En général, aucune mesure ni simulation réelle à petite échelle n’est effectuée. De la même manière, on effectue encore plus rarement un « contrôle » - une observation d’une partie de la population sur laquelle on n’applique pas les interventions préconisées - pour comparer et évaluer l’impact effectif du changement imposé.
Tel est le paradoxe : les réformes visent à réglementer ou modifier le comportement des citoyens et les derniers experts consultés dans leur processus d’élaboration et de mise en oeuvre sont ceux qui justement étudient le comportement humain et savent comment le changer.
Pourquoi ne pas commencer par faire appel aux comportementalistes ? C’est le cas ailleurs dans le monde, où les Nudges Units gouvernementales (et privées) fleurissent. Leur but est d’avoir recours à des méthodes et résultats issus de psychologie, économie comportementale et neurosciences pour changer le comportement en douceur et souvent à bas coût. Cela permet d’améliorer l’efficacité des politiques publiques dans leur développement, mise en œuvre et évaluation.
Nombreux sont ceux qui présentent ces nudges comme une nouvelle théorie. Il n’en est rien. Les nudges sont une pratique qui donne des résultats en remettant au goût du jour des connaissances en psychologie expérimentales vieilles de plusieurs décennies pour certaines.
Une des leçons principales des sciences du comportement est que les arguments rationnels seuls ne fonctionnent pas pour modifier les habitudes des citoyens. Il en est de même avec les décideurs publics. Informer que fumer tue est nécessaire, mais en aucun cas suffisant pour lutter contre le tabagisme. Dire que les sciences comportementales font économiser de l’argent public en permettant d’optimiser les réformes ne suffit pas.
Il existe trois principaux défis à surmonter pour convaincre les décideurs publics d’avoir recours à ces méthodes.
Le premier est, pour les politiques, de comprendre que ce qu’ils considèrent comme évident doit très souvent être revisité ou traité différemment parce que les environnements et les comportements changent en permanence.
Deuxièmement, des preuves scientifiques de l’(in)efficience de réformes ne s’obtiennent pas du jour au lendemain. Tester, lorsque c’est possible, peut prendre du temps.
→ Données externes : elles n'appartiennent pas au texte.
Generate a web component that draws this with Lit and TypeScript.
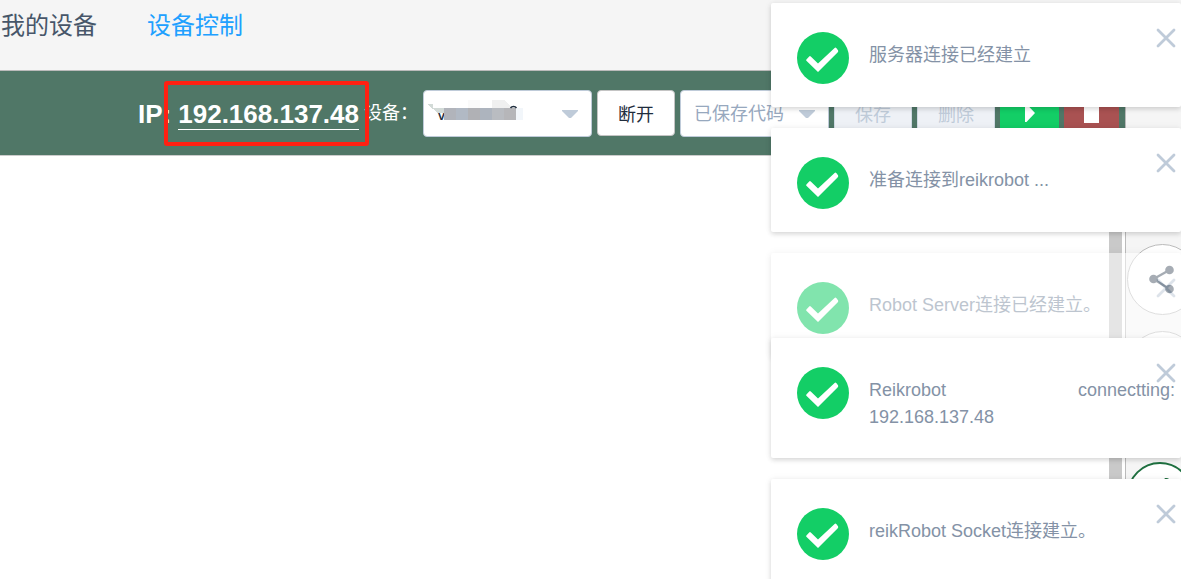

Un temps expérimental qui n’est que rarement compatible avec le temps électoral dans une époque où les élections se succèdent quasiment chaque année, et avec elles le besoin de pouvoir montrer des résultats.
Troisièmement, imaginez que vous êtes en charge d’une ville. Les résultats d’une étude que vous avez financée révèlent que durant votre premier mandat, certaines des décisions prises n’étaient pas optimales. Idéalement, le fait que vous soyez capable de faire amende honorable et corriger le tir devrait faire de vous un meilleur maire. Dans le jeu politique tel qu’il est pratiqué aujourd’hui, nous savons que ce sera utilisé contre vous. Par conséquent, il n’y a aucun intérêt personnel à potentiellement fourbir les armes des concurrents.
Pour parvenir à changer le comportement des citoyens, il serait opportun de commencer par modifier celui de ceux qui nous dirigent afin que l’on puisse mieux élaborer, mettre en œuvre et évaluer les politiques publiques grâce aux sciences comportementales.
Et pour ce faire, le premier pas incontournable est d’adopter une politique de rigueur… méthodologique.
Nudge, la méthode douce pour inspirer la bonne décision, Richard Thaler et Cass Sunstein, éditions Vuibert, 2010.